EXERCISE BRIEF - Write out the opening lines of the data word for word, up to and including the line with "i >= count)", and leave every picture and every later line out.

[Start]

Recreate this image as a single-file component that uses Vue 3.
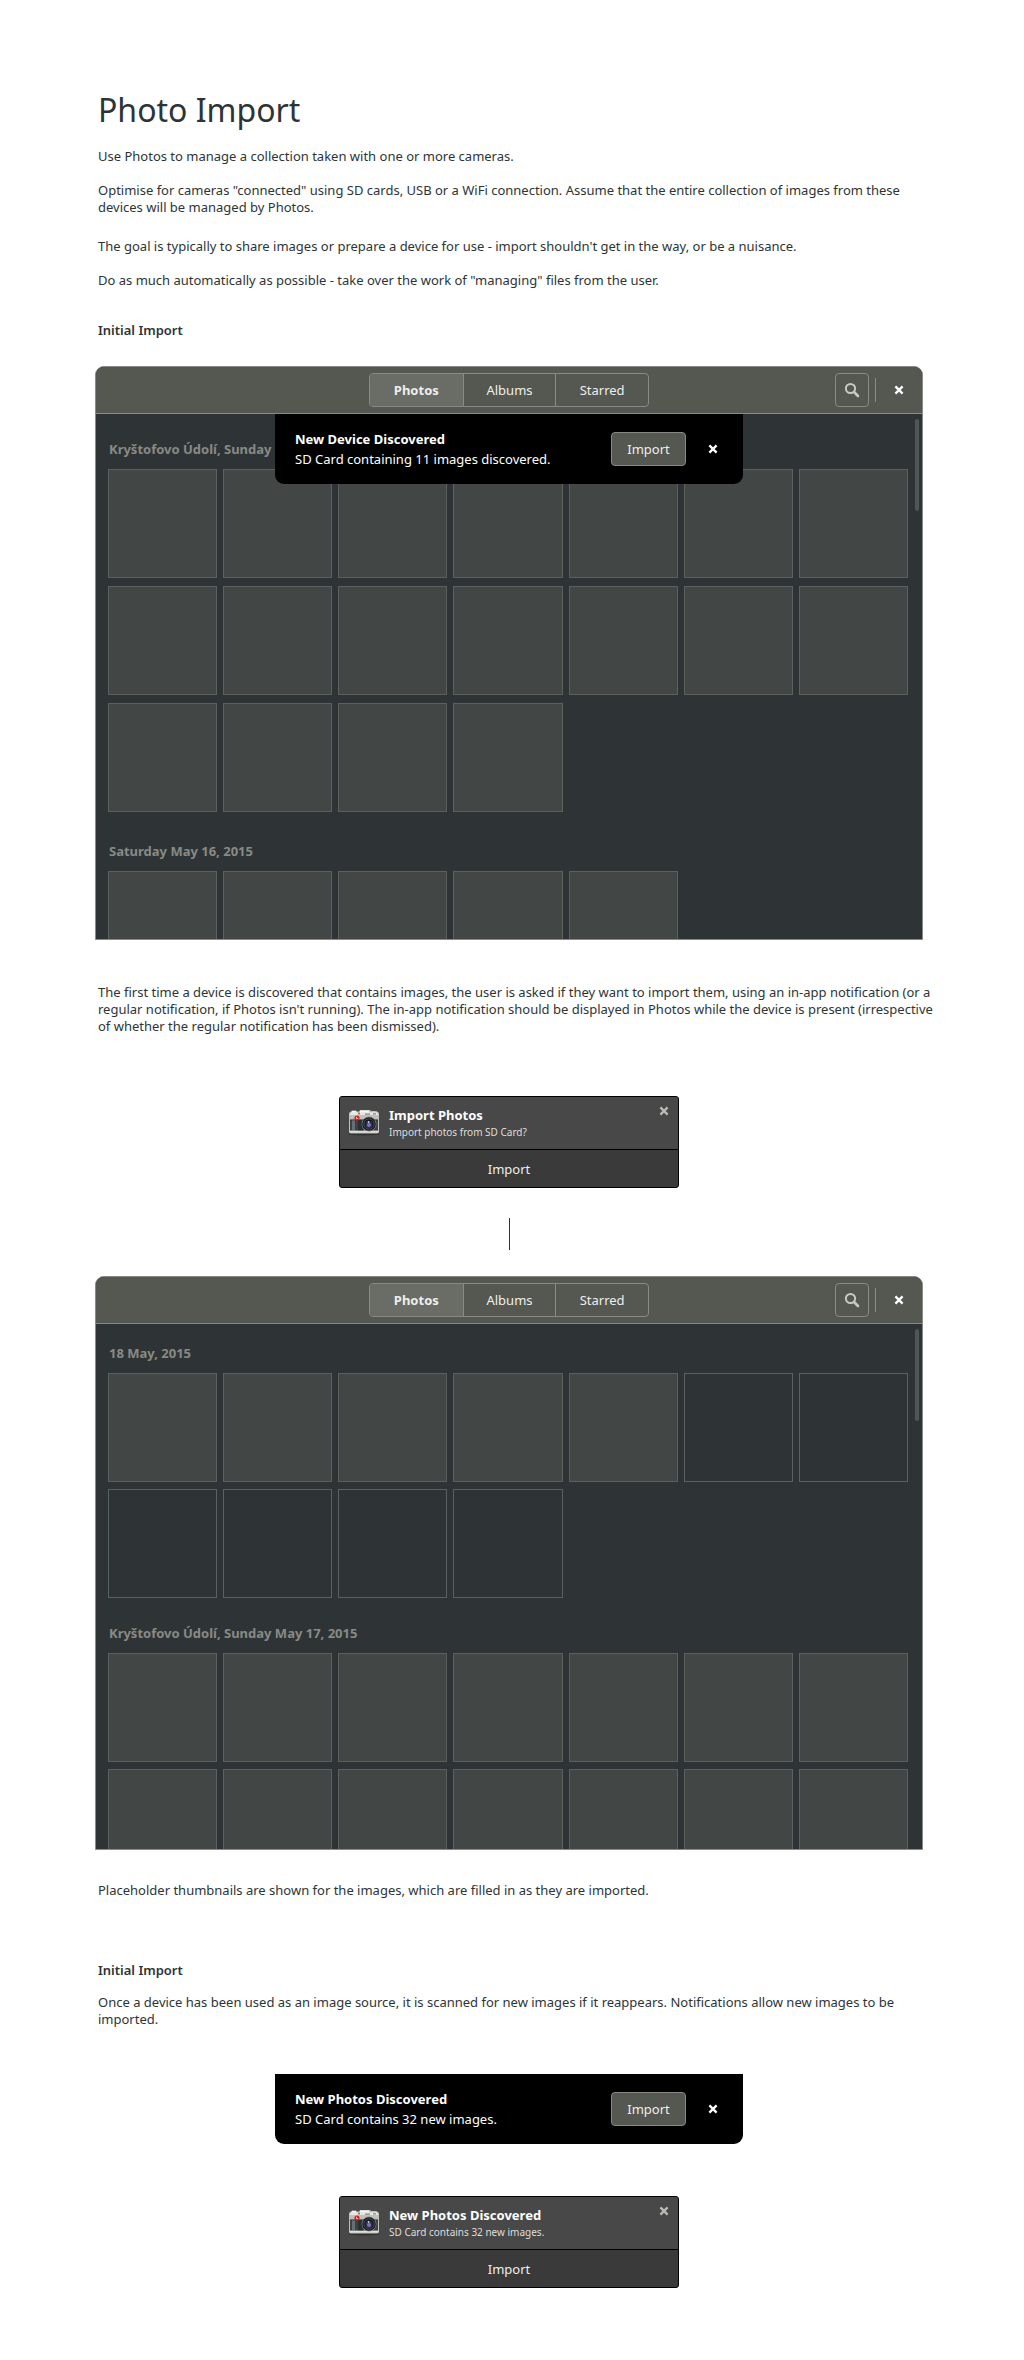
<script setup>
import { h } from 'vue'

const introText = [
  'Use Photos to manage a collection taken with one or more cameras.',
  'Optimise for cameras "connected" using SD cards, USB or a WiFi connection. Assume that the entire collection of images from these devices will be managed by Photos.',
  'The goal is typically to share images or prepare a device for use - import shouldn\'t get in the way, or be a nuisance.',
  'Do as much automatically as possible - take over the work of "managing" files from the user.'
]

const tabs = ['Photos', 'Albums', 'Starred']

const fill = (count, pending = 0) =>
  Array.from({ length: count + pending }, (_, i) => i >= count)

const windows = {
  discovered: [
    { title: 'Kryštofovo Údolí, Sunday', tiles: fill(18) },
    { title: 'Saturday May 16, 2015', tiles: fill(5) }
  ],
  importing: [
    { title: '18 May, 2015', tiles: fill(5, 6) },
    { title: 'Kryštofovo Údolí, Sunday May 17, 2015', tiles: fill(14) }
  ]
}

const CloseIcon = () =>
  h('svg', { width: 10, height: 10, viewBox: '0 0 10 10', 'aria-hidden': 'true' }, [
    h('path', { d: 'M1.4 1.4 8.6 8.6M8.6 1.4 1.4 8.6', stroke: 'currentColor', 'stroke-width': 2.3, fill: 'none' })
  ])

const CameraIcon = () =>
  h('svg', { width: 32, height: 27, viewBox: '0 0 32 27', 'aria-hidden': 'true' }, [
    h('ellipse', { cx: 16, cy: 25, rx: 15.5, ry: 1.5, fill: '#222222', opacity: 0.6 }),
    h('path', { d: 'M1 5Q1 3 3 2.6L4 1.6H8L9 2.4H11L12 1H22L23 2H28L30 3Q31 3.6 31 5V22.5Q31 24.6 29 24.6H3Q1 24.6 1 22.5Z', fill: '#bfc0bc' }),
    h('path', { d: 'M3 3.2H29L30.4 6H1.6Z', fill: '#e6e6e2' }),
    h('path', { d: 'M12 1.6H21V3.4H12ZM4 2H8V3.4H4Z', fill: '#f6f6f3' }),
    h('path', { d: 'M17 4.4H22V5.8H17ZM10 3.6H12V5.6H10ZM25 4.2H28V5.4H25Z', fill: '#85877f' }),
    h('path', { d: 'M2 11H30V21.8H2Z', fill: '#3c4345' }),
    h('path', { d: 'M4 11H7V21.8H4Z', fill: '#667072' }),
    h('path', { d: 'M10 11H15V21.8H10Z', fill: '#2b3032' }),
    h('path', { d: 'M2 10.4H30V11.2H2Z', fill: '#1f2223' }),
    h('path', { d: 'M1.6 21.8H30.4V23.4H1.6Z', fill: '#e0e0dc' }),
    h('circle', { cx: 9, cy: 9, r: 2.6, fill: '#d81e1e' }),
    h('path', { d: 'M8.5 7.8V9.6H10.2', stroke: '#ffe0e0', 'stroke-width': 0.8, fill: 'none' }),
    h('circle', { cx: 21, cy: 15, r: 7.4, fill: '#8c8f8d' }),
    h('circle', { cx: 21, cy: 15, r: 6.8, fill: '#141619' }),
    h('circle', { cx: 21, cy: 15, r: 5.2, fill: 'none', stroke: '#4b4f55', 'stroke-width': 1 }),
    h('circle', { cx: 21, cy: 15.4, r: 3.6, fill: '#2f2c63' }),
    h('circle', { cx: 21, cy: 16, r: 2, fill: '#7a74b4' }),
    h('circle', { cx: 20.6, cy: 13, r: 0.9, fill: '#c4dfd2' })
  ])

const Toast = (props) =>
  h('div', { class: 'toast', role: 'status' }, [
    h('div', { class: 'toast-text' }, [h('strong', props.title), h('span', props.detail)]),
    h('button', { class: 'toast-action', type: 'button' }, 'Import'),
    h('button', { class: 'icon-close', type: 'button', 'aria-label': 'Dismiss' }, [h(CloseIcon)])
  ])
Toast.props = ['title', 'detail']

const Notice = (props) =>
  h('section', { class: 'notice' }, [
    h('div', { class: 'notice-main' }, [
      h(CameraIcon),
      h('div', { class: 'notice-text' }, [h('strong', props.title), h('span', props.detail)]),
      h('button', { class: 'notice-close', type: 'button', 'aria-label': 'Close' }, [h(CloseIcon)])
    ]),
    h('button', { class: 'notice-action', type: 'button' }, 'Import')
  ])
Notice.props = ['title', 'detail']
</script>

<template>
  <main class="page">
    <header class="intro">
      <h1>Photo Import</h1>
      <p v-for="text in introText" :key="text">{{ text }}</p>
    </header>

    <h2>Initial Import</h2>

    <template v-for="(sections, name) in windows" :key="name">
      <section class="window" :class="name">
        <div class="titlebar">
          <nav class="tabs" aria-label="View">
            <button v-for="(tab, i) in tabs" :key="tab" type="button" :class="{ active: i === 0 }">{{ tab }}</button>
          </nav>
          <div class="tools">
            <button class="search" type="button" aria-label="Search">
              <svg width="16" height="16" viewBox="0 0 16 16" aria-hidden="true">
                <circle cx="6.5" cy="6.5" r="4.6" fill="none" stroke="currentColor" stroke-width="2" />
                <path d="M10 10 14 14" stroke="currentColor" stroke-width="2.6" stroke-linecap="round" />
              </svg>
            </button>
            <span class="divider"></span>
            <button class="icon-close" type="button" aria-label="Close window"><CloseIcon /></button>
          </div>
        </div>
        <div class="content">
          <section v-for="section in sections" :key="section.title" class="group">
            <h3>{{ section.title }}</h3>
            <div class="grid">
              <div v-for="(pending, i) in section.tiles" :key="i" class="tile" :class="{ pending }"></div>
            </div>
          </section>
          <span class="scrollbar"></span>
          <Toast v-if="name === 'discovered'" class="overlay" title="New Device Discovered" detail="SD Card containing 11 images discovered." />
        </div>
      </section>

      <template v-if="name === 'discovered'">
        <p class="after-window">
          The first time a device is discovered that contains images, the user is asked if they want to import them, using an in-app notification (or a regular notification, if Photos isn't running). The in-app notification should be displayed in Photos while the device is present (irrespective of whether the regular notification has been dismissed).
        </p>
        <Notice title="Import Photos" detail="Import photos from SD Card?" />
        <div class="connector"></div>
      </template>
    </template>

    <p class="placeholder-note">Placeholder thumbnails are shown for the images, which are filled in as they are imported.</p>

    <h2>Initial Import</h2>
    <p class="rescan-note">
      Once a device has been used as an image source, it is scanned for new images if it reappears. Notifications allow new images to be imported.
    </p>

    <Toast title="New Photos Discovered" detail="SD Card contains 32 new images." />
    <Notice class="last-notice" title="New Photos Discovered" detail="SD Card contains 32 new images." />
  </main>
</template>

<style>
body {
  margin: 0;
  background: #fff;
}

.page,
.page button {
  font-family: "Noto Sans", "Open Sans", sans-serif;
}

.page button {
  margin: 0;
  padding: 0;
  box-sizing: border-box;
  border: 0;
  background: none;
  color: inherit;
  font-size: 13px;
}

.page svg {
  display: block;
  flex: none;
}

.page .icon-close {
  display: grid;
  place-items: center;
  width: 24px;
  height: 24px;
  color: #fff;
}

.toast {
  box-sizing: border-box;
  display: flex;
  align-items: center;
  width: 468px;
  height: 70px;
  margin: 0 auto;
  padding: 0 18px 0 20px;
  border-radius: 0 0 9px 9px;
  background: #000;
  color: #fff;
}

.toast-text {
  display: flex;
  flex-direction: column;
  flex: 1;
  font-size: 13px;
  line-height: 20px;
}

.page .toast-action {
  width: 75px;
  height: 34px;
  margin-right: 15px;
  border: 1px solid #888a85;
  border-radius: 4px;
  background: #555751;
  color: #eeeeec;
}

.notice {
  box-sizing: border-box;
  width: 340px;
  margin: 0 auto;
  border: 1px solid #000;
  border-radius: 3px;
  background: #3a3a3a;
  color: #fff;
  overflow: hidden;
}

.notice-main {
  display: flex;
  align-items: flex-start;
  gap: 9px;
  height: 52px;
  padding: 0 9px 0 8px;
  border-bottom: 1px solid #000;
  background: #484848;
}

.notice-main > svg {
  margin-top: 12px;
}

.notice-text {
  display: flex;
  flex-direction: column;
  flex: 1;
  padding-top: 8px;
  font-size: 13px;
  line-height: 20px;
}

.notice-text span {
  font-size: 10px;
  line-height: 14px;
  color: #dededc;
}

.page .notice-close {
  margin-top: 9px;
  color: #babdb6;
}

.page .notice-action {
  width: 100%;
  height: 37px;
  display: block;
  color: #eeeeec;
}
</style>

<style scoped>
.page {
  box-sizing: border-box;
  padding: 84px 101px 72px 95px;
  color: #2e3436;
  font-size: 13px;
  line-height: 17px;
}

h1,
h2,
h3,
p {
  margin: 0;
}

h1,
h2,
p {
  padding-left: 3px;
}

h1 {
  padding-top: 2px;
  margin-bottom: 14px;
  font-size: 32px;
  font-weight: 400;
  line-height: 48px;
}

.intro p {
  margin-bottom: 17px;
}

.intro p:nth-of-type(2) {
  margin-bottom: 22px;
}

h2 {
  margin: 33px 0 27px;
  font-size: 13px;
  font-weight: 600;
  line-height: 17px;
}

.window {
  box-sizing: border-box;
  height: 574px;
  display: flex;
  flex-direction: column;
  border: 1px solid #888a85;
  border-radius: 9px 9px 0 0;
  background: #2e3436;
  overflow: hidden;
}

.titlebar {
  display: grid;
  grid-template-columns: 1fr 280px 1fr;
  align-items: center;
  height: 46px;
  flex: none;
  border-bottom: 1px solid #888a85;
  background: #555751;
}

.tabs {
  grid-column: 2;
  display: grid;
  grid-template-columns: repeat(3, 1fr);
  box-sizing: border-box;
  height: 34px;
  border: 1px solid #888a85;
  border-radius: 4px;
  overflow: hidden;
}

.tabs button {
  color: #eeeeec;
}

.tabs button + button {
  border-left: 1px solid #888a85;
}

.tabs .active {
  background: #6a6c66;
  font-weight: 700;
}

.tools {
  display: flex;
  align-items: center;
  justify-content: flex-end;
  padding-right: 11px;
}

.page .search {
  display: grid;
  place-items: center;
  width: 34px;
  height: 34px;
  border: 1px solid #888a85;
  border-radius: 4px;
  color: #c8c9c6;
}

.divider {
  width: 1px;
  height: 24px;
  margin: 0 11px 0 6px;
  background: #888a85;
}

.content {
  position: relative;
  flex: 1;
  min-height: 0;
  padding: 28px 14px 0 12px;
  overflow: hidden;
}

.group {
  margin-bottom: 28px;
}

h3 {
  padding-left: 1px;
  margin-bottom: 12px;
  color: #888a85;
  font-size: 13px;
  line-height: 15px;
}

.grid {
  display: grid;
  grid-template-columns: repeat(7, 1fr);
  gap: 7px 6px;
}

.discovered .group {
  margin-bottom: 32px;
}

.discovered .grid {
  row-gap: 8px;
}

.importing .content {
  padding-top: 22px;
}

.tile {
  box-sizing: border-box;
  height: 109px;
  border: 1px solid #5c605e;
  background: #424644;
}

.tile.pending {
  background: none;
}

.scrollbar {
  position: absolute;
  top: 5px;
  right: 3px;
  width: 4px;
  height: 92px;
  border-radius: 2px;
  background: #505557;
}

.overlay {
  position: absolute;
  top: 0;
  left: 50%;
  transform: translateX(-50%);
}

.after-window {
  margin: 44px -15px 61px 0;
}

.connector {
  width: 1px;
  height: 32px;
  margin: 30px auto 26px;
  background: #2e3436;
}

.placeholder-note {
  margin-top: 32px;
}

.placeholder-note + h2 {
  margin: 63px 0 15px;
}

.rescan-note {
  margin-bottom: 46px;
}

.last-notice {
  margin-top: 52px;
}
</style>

[End]

OUTPUT FOR THIS EXERCISE -
Recreate this image as a single-file component that uses Vue 3.
<script setup>
import { h } from 'vue'

const introText = [
  'Use Photos to manage a collection taken with one or more cameras.',
  'Optimise for cameras "connected" using SD cards, USB or a WiFi connection. Assume that the entire collection of images from these devices will be managed by Photos.',
  'The goal is typically to share images or prepare a device for use - import shouldn\'t get in the way, or be a nuisance.',
  'Do as much automatically as possible - take over the work of "managing" files from the user.'
]

const tabs = ['Photos', 'Albums', 'Starred']

const fill = (count, pending = 0) =>
  Array.from({ length: count + pending }, (_, i) => i >= count)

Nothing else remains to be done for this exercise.